[BEGIN]
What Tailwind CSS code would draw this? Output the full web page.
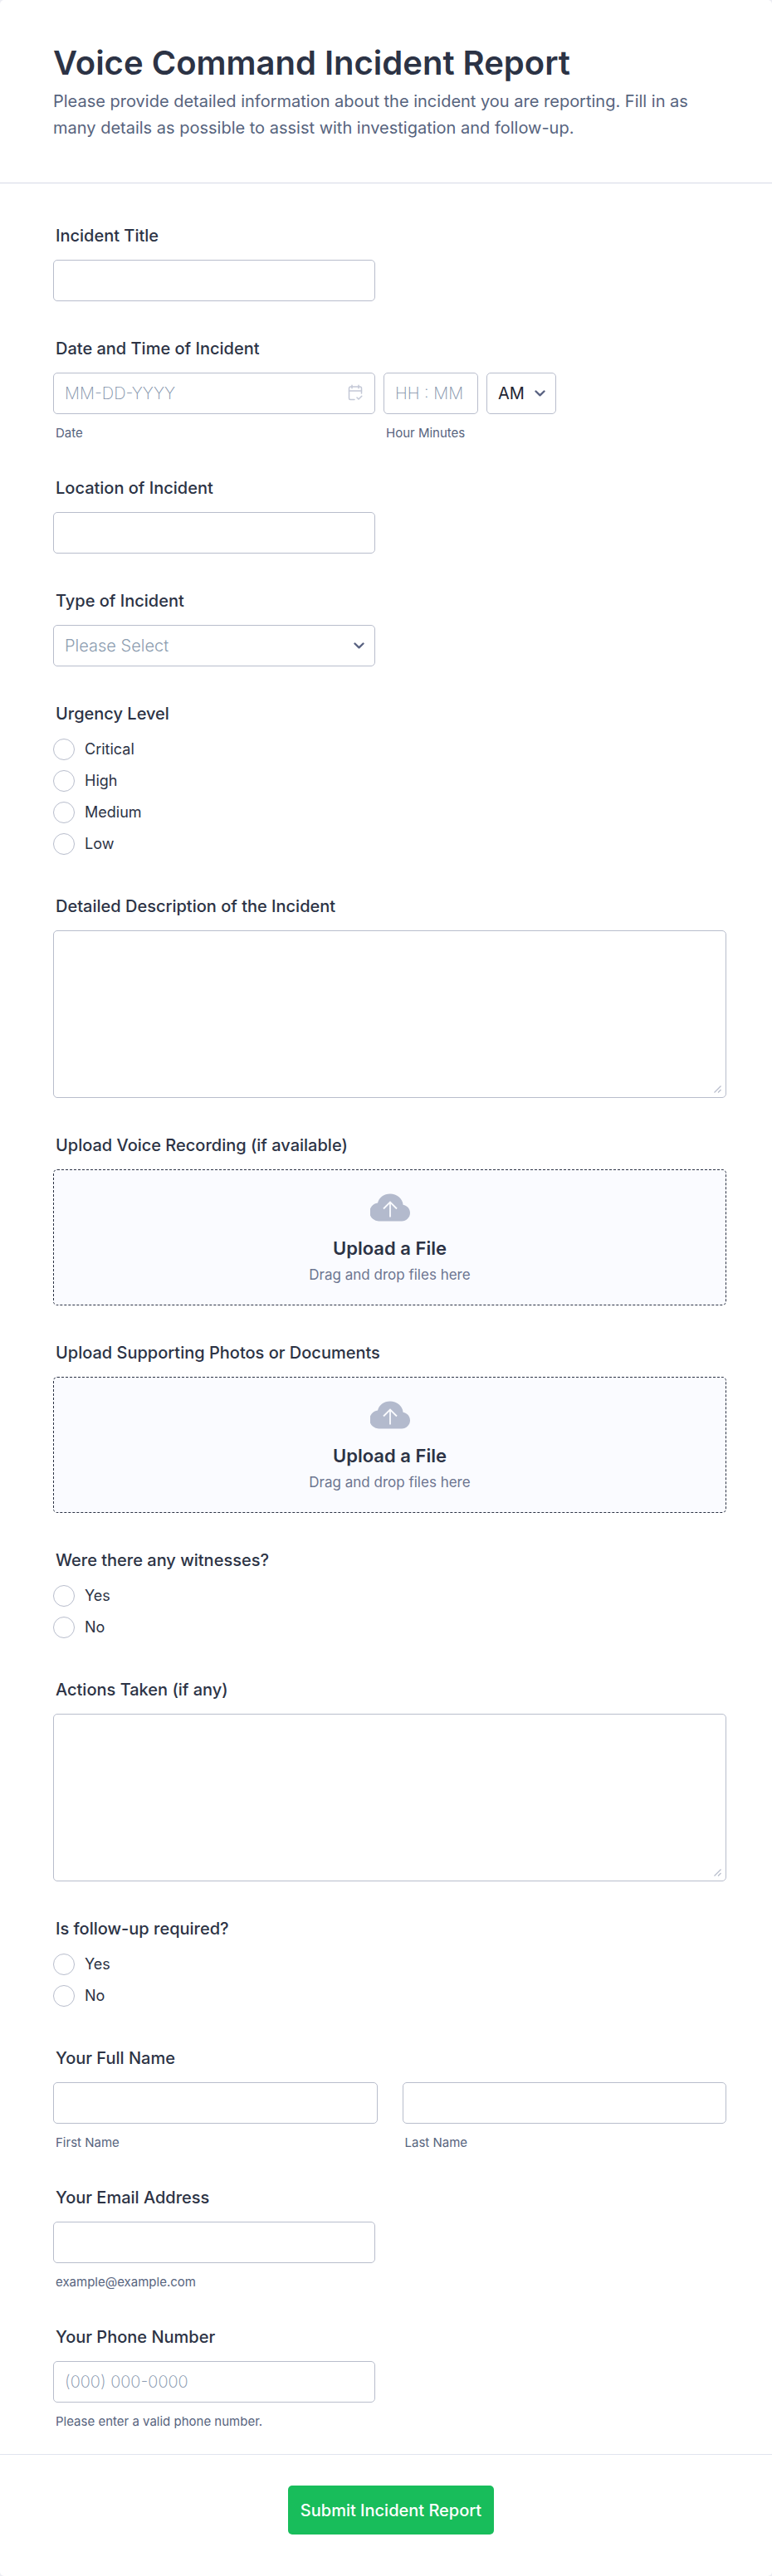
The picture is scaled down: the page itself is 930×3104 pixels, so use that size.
<!DOCTYPE html>
<html lang="en">
<head>
    <meta charset="UTF-8">
    <meta name="viewport" content="width=device-width, initial-scale=1.0">
    <title>Voice Command Incident Report</title>
    <script src="https://cdn.jsdelivr.net/npm/@tailwindcss/browser@4"></script>
</head>
<body class="bg-[#ecedf3] font-['Inter',sans-serif] text-[#2c3345]">

    <form class="bg-white rounded-[5px] overflow-hidden">

        <!-- Header -->
        <header class="pt-[52px] pb-[50px] pl-16 pr-[55px] border-b border-[#d6d9e6]">
            <h1 class="text-[40px] leading-[48px] font-semibold">Voice Command Incident Report</h1>
            <p class="mt-[6px] text-[20px] leading-[32px] text-[#57647e]">Please provide detailed information about the incident you are reporting. Fill in as many details as possible to assist with investigation and follow-up.</p>
        </header>

        <!-- Fields -->
        <div class="flex flex-col gap-[45px] pt-[51px] pb-[30px] pl-16 pr-[55px]">

            <div>
                <label for="title" class="block mb-4 pl-[3px] text-[20px] leading-[25px] font-medium">Incident Title</label>
                <input type="text" id="title" class="block w-full max-w-[388px] h-[50px] px-[13px] text-[20px] border border-[#b8bdcc] rounded-[5px]">
            </div>

            <div role="group" aria-labelledby="when-label">
                <div id="when-label" class="mb-4 pl-[3px] text-[20px] leading-[25px] font-medium">Date and Time of Incident</div>
                <div class="flex gap-[10px]">
                    <div class="w-[388px]">
                        <div class="relative">
                            <input type="text" id="date" placeholder="MM-DD-YYYY" class="block w-full h-[50px] px-[13px] text-[20px] font-extralight placeholder:text-[#7e90a8] border border-[#b8bdcc] rounded-[5px]">
                            <svg class="absolute right-[14px] top-[14px] w-[20px] h-[20px]" viewBox="0 0 20 20" fill="none" stroke="#c3c8d6" stroke-width="1.5" stroke-linecap="round" stroke-linejoin="round">
                                <path d="M17.5 11V5a2 2 0 0 0-2-2h-11a2 2 0 0 0-2 2v12a1.5 1.5 0 0 0 1.5 1.5h5"/>
                                <path d="M2.5 8h15M6 1.2v3.6M14 1.2v3.6M12 16l2 2 3.8-3.8"/>
                            </svg>
                        </div>
                        <label for="date" class="block mt-[14px] pl-[3px] text-[15px] leading-[18px] text-[#57647e]">Date</label>
                    </div>
                    <div class="w-[114px]">
                        <input type="text" id="time" placeholder="HH : MM" class="block w-full h-[50px] px-[13px] text-[20px] font-extralight placeholder:text-[#7e90a8] border border-[#b8bdcc] rounded-[5px]">
                        <label for="time" class="block mt-[14px] pl-[3px] text-[15px] leading-[18px] text-[#57647e]">Hour Minutes</label>
                    </div>
                    <div class="relative w-[84px] h-[50px]">
                        <select aria-label="AM or PM" class="block appearance-none w-full h-full px-[13px] text-[20px] text-[#222533] border border-[#b8bdcc] rounded-[5px]">
                            <option>AM</option>
                            <option>PM</option>
                        </select>
                        <svg class="absolute right-[13px] top-[21px] w-[13px] h-[8px] pointer-events-none" viewBox="0 0 13 8" fill="none" stroke="#5a6382" stroke-width="2.4" stroke-linecap="round" stroke-linejoin="round"><path d="M1.5 1.5l5 4.8 5-4.8"/></svg>
                    </div>
                </div>
            </div>

            <div>
                <label for="location" class="block mb-4 pl-[3px] text-[20px] leading-[25px] font-medium">Location of Incident</label>
                <input type="text" id="location" class="block w-full max-w-[388px] h-[50px] px-[13px] text-[20px] border border-[#b8bdcc] rounded-[5px]">
            </div>

            <div>
                <label for="type" class="block mb-4 pl-[3px] text-[20px] leading-[25px] font-medium">Type of Incident</label>
                <div class="relative w-full max-w-[388px]">
                    <select id="type" class="block appearance-none w-full h-[50px] px-[13px] text-[20px] font-light text-[#8d9db0] border border-[#b8bdcc] rounded-[5px]">
                        <option>Please Select</option>
                    </select>
                    <svg class="absolute right-[13px] top-[21px] w-[13px] h-[8px] pointer-events-none" viewBox="0 0 13 8" fill="none" stroke="#5a6382" stroke-width="2.4" stroke-linecap="round" stroke-linejoin="round"><path d="M1.5 1.5l5 4.8 5-4.8"/></svg>
                </div>
            </div>

            <fieldset class="pb-[5px]">
                <legend class="mb-[17px] pl-[3px] text-[20px] leading-[25px] font-medium">Urgency Level</legend>
                <div class="flex flex-col items-start gap-3 text-[18px] leading-[26px]">
                    <label class="flex items-center gap-3"><input type="radio" name="urgency" class="appearance-none w-[26px] h-[26px] rounded-full border border-[#b8bdcc] checked:border-8 checked:border-blue-600">Critical</label>
                    <label class="flex items-center gap-3"><input type="radio" name="urgency" class="appearance-none w-[26px] h-[26px] rounded-full border border-[#b8bdcc] checked:border-8 checked:border-blue-600">High</label>
                    <label class="flex items-center gap-3"><input type="radio" name="urgency" class="appearance-none w-[26px] h-[26px] rounded-full border border-[#b8bdcc] checked:border-8 checked:border-blue-600">Medium</label>
                    <label class="flex items-center gap-3"><input type="radio" name="urgency" class="appearance-none w-[26px] h-[26px] rounded-full border border-[#b8bdcc] checked:border-8 checked:border-blue-600">Low</label>
                </div>
            </fieldset>

            <div>
                <label for="description" class="block mb-4 pl-[3px] text-[20px] leading-[25px] font-medium">Detailed Description of the Incident</label>
                <div class="relative">
                    <textarea id="description" class="block resize-none w-full h-[202px] p-[13px] text-[20px] border border-[#b8bdcc] rounded-[5px]"></textarea>
                    <svg class="absolute right-[6px] bottom-[6px] w-[9px] h-[9px]" viewBox="0 0 9 9" stroke="#b8bdcc" stroke-width="1.2"><path d="M.5 8.5l8-8M5 8.5L8.5 5"/></svg>
                </div>
            </div>

            <div role="group" aria-labelledby="voice-label">
                <div id="voice-label" class="mb-4 pl-[3px] text-[20px] leading-[25px] font-medium">Upload Voice Recording (if available)</div>
                <label class="relative flex flex-col items-center h-[164px] pt-[28px] bg-[#fafbff] border border-dashed border-[#2c3345] rounded-[5px] cursor-pointer">
                    <input type="file" class="sr-only">
                    <svg class="w-[48px] h-[34px]" viewBox="0 0 48 34" fill="none">
                        <path d="M11 33.5A11 11 0 0 1 9 11.6C10.5 5 16.5.5 24 .5c8 0 15 5.5 15.6 13.2C44.5 14.5 48 18.5 48 23.5c0 5.5-4.5 10-10 10z" fill="#b3bacd"/>
                        <path d="M24 28.5V10.5M16 18.5l8-8 8 8" stroke="#fafbff" stroke-width="1.8"/>
                    </svg>
                    <span class="mt-[18px] text-[22px] leading-[28px] font-semibold">Upload a File</span>
                    <span class="mt-[6px] text-[17px] leading-[24px] text-[#6c7590]">Drag and drop files here</span>
                </label>
            </div>

            <div role="group" aria-labelledby="photos-label">
                <div id="photos-label" class="mb-4 pl-[3px] text-[20px] leading-[25px] font-medium">Upload Supporting Photos or Documents</div>
                <label class="relative flex flex-col items-center h-[164px] pt-[28px] bg-[#fafbff] border border-dashed border-[#2c3345] rounded-[5px] cursor-pointer">
                    <input type="file" class="sr-only">
                    <svg class="w-[48px] h-[34px]" viewBox="0 0 48 34" fill="none">
                        <path d="M11 33.5A11 11 0 0 1 9 11.6C10.5 5 16.5.5 24 .5c8 0 15 5.5 15.6 13.2C44.5 14.5 48 18.5 48 23.5c0 5.5-4.5 10-10 10z" fill="#b3bacd"/>
                        <path d="M24 28.5V10.5M16 18.5l8-8 8 8" stroke="#fafbff" stroke-width="1.8"/>
                    </svg>
                    <span class="mt-[18px] text-[22px] leading-[28px] font-semibold">Upload a File</span>
                    <span class="mt-[6px] text-[17px] leading-[24px] text-[#6c7590]">Drag and drop files here</span>
                </label>
            </div>

            <fieldset class="pb-[5px]">
                <legend class="mb-[17px] pl-[3px] text-[20px] leading-[25px] font-medium">Were there any witnesses?</legend>
                <div class="flex flex-col items-start gap-3 text-[18px] leading-[26px]">
                    <label class="flex items-center gap-3"><input type="radio" name="witnesses" class="appearance-none w-[26px] h-[26px] rounded-full border border-[#b8bdcc] checked:border-8 checked:border-blue-600">Yes</label>
                    <label class="flex items-center gap-3"><input type="radio" name="witnesses" class="appearance-none w-[26px] h-[26px] rounded-full border border-[#b8bdcc] checked:border-8 checked:border-blue-600">No</label>
                </div>
            </fieldset>

            <div>
                <label for="actions" class="block mb-4 pl-[3px] text-[20px] leading-[25px] font-medium">Actions Taken (if any)</label>
                <div class="relative">
                    <textarea id="actions" class="block resize-none w-full h-[202px] p-[13px] text-[20px] border border-[#b8bdcc] rounded-[5px]"></textarea>
                    <svg class="absolute right-[6px] bottom-[6px] w-[9px] h-[9px]" viewBox="0 0 9 9" stroke="#b8bdcc" stroke-width="1.2"><path d="M.5 8.5l8-8M5 8.5L8.5 5"/></svg>
                </div>
            </div>

            <fieldset class="pb-[5px]">
                <legend class="mb-[17px] pl-[3px] text-[20px] leading-[25px] font-medium">Is follow-up required?</legend>
                <div class="flex flex-col items-start gap-3 text-[18px] leading-[26px]">
                    <label class="flex items-center gap-3"><input type="radio" name="followup" class="appearance-none w-[26px] h-[26px] rounded-full border border-[#b8bdcc] checked:border-8 checked:border-blue-600">Yes</label>
                    <label class="flex items-center gap-3"><input type="radio" name="followup" class="appearance-none w-[26px] h-[26px] rounded-full border border-[#b8bdcc] checked:border-8 checked:border-blue-600">No</label>
                </div>
            </fieldset>

            <div role="group" aria-labelledby="name-label">
                <div id="name-label" class="mb-4 pl-[3px] text-[20px] leading-[25px] font-medium">Your Full Name</div>
                <div class="grid grid-cols-2 gap-[30px]">
                    <div>
                        <input type="text" id="first" class="block w-full h-[50px] px-[13px] text-[20px] border border-[#b8bdcc] rounded-[5px]">
                        <label for="first" class="block mt-[14px] pl-[3px] text-[15px] leading-[18px] text-[#57647e]">First Name</label>
                    </div>
                    <div>
                        <input type="text" id="last" class="block w-full h-[50px] px-[13px] text-[20px] border border-[#b8bdcc] rounded-[5px]">
                        <label for="last" class="block mt-[14px] pl-[3px] text-[15px] leading-[18px] text-[#57647e]">Last Name</label>
                    </div>
                </div>
            </div>

            <div>
                <label for="email" class="block mb-4 pl-[3px] text-[20px] leading-[25px] font-medium">Your Email Address</label>
                <input type="email" id="email" class="block w-full max-w-[388px] h-[50px] px-[13px] text-[20px] border border-[#b8bdcc] rounded-[5px]">
                <p class="mt-[14px] pl-[3px] text-[15px] leading-[18px] text-[#57647e]">example@example.com</p>
            </div>

            <div>
                <label for="phone" class="block mb-4 pl-[3px] text-[20px] leading-[25px] font-medium">Your Phone Number</label>
                <input type="tel" id="phone" placeholder="(000) 000-0000" class="block w-full max-w-[388px] h-[50px] px-[13px] text-[20px] font-extralight placeholder:text-[#7e90a8] border border-[#b8bdcc] rounded-[5px]">
                <p class="mt-[14px] pl-[3px] text-[15px] leading-[18px] text-[#57647e]">Please enter a valid phone number.</p>
            </div>
        </div>

        <!-- Submit -->
        <div class="flex justify-center pt-[37px] pb-[50px] pl-16 pr-[52px] border-t border-[#e1e4ef]">
            <button type="submit" class="h-[59px] px-[15px] text-[20px] font-medium text-white bg-[#18bd5b] rounded-[5px]">Submit Incident Report</button>
        </div>
    </form>

</body>
</html>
[END]
**TASK REQUIREMENTS**
Filter for "page". Return all lines that hold it.

**WRITTEN REPLY**
What Tailwind CSS code would draw this? Output the full web page.
The picture is scaled down: the page itself is 930×3104 pixels, so use that size.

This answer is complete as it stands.